--- begin ---

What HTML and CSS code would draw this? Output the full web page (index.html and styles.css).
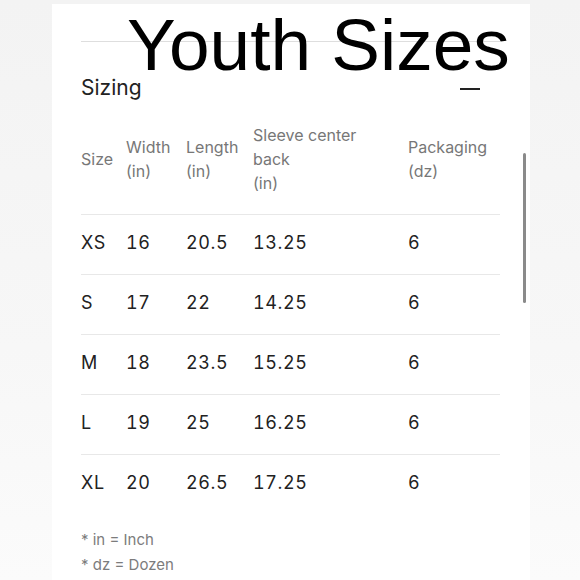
FILE: index.html
```html
<!DOCTYPE html>
<html>
<head>
<meta charset="utf-8">
<link rel="stylesheet" href="styles.css">
</head>
<body>
<div class="page">
  <div class="panel">
    <div class="section">
      <div class="section-head">
        <span class="section-title">Sizing</span>
        <span class="minus"></span>
      </div>
      <table class="sizes">
        <colgroup>
          <col class="c1"><col class="c2"><col class="c3"><col class="c4"><col class="c5">
        </colgroup>
        <thead>
          <tr>
            <th>Size</th>
            <th>Width<br>(in)</th>
            <th>Length<br>(in)</th>
            <th>Sleeve center<br>back<br>(in)</th>
            <th>Packaging<br>(dz)</th>
          </tr>
        </thead>
        <tbody>
          <tr><td>XS</td><td>16</td><td>20.5</td><td>13.25</td><td>6</td></tr>
          <tr><td>S</td><td>17</td><td>22</td><td>14.25</td><td>6</td></tr>
          <tr><td>M</td><td>18</td><td>23.5</td><td>15.25</td><td>6</td></tr>
          <tr><td>L</td><td>19</td><td>25</td><td>16.25</td><td>6</td></tr>
          <tr><td>XL</td><td>20</td><td>26.5</td><td>17.25</td><td>6</td></tr>
        </tbody>
      </table>
      <div class="notes">
        <div>* in = Inch</div>
        <div>* dz = Dozen</div>
      </div>
    </div>
    <div class="scrollbar"></div>
    <div class="overlay-title">Youth Sizes</div>
  </div>
</div>
</body>
</html>
```
FILE: styles.css
```css
html, body {
  margin: 0;
  padding: 0;
}
body {
  width: 580px;
  height: 580px;
  overflow: hidden;
  background: linear-gradient(to bottom, #f3f3f3 0%, #f7f7f7 60%, #fbfbfb 100%);
  font-family: Inter, "Noto Sans", sans-serif;
}
.page {
  padding: 4px 0 0 52px;
}
.panel {
  position: relative;
  width: 478px;
  height: 576px;
  background: #fff;
  padding: 37px 0 0 29px;
  box-sizing: border-box;
}
.section {
  width: 419px;
  border-top: 1px solid #dedede;
}
.section-head {
  display: flex;
  justify-content: space-between;
  align-items: center;
  margin-top: 32px;
  height: 28px;
  margin-bottom: 3px;
}
.section-title {
  font-size: 21px;
  line-height: 28px;
  color: #222;
}
.minus {
  width: 20px;
  height: 2px;
  background: #222;
  margin-right: 20px;
  margin-top: 2px;
}
.sizes {
  width: 419px;
  table-layout: fixed;
  border-collapse: collapse;
}
.c1 { width: 45px; }
.c2 { width: 60px; }
.c3 { width: 67px; }
.c4 { width: 155px; }
.c5 { width: 92px; }
.sizes th {
  text-align: left;
  font-weight: 400;
  font-size: 16px;
  line-height: 24px;
  color: #777;
  padding: 18px 0 19px 0;
  vertical-align: middle;
}
.sizes td {
  height: 60px;
  padding: 0 0 4px 0;
  box-sizing: border-box;
  font-size: 18px;
  color: #222;
  font-feature-settings: "tnum" 1;
  letter-spacing: 0.6px;
  border-top: 1px solid #e8e8e8;
  vertical-align: middle;
}
.notes {
  margin-top: 12px;
  font-size: 15px;
  line-height: 25px;
  color: #7c7c7c;
}
.scrollbar {
  position: absolute;
  left: 471px;
  top: 149px;
  width: 3px;
  height: 150px;
  border-radius: 2px;
  background: #8a8a8a;
}
.overlay-title {
  position: absolute;
  left: 75px;
  top: 5px;
  font-family: "Liberation Sans", Arial, sans-serif;
  font-size: 73px;
  line-height: 72px;
  color: #000;
  white-space: nowrap;
}
```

--- end ---

## [TASK PROMPT]
Restate the data above exactly, stripping out each image.

## [EXPECTED ANSWER]
What HTML and CSS code would draw this? Output the full web page (index.html and styles.css).
FILE: index.html
```html
<!DOCTYPE html>
<html>
<head>
<meta charset="utf-8">
<link rel="stylesheet" href="styles.css">
</head>
<body>
<div class="page">
  <div class="panel">
    <div class="section">
      <div class="section-head">
        <span class="section-title">Sizing</span>
        <span class="minus"></span>
      </div>
      <table class="sizes">
        <colgroup>
          <col class="c1"><col class="c2"><col class="c3"><col class="c4"><col class="c5">
        </colgroup>
        <thead>
          <tr>
            <th>Size</th>
            <th>Width<br>(in)</th>
            <th>Length<br>(in)</th>
            <th>Sleeve center<br>back<br>(in)</th>
            <th>Packaging<br>(dz)</th>
          </tr>
        </thead>
        <tbody>
          <tr><td>XS</td><td>16</td><td>20.5</td><td>13.25</td><td>6</td></tr>
          <tr><td>S</td><td>17</td><td>22</td><td>14.25</td><td>6</td></tr>
          <tr><td>M</td><td>18</td><td>23.5</td><td>15.25</td><td>6</td></tr>
          <tr><td>L</td><td>19</td><td>25</td><td>16.25</td><td>6</td></tr>
          <tr><td>XL</td><td>20</td><td>26.5</td><td>17.25</td><td>6</td></tr>
        </tbody>
      </table>
      <div class="notes">
        <div>* in = Inch</div>
        <div>* dz = Dozen</div>
      </div>
    </div>
    <div class="scrollbar"></div>
    <div class="overlay-title">Youth Sizes</div>
  </div>
</div>
</body>
</html>
```
FILE: styles.css
```css
html, body {
  margin: 0;
  padding: 0;
}
body {
  width: 580px;
  height: 580px;
  overflow: hidden;
  background: linear-gradient(to bottom, #f3f3f3 0%, #f7f7f7 60%, #fbfbfb 100%);
  font-family: Inter, "Noto Sans", sans-serif;
}
.page {
  padding: 4px 0 0 52px;
}
.panel {
  position: relative;
  width: 478px;
  height: 576px;
  background: #fff;
  padding: 37px 0 0 29px;
  box-sizing: border-box;
}
.section {
  width: 419px;
  border-top: 1px solid #dedede;
}
.section-head {
  display: flex;
  justify-content: space-between;
  align-items: center;
  margin-top: 32px;
  height: 28px;
  margin-bottom: 3px;
}
.section-title {
  font-size: 21px;
  line-height: 28px;
  color: #222;
}
.minus {
  width: 20px;
  height: 2px;
  background: #222;
  margin-right: 20px;
  margin-top: 2px;
}
.sizes {
  width: 419px;
  table-layout: fixed;
  border-collapse: collapse;
}
.c1 { width: 45px; }
.c2 { width: 60px; }
.c3 { width: 67px; }
.c4 { width: 155px; }
.c5 { width: 92px; }
.sizes th {
  text-align: left;
  font-weight: 400;
  font-size: 16px;
  line-height: 24px;
  color: #777;
  padding: 18px 0 19px 0;
  vertical-align: middle;
}
.sizes td {
  height: 60px;
  padding: 0 0 4px 0;
  box-sizing: border-box;
  font-size: 18px;
  color: #222;
  font-feature-settings: "tnum" 1;
  letter-spacing: 0.6px;
  border-top: 1px solid #e8e8e8;
  vertical-align: middle;
}
.notes {
  margin-top: 12px;
  font-size: 15px;
  line-height: 25px;
  color: #7c7c7c;
}
.scrollbar {
  position: absolute;
  left: 471px;
  top: 149px;
  width: 3px;
  height: 150px;
  border-radius: 2px;
  background: #8a8a8a;
}
.overlay-title {
  position: absolute;
  left: 75px;
  top: 5px;
  font-family: "Liberation Sans", Arial, sans-serif;
  font-size: 73px;
  line-height: 72px;
  color: #000;
  white-space: nowrap;
}
```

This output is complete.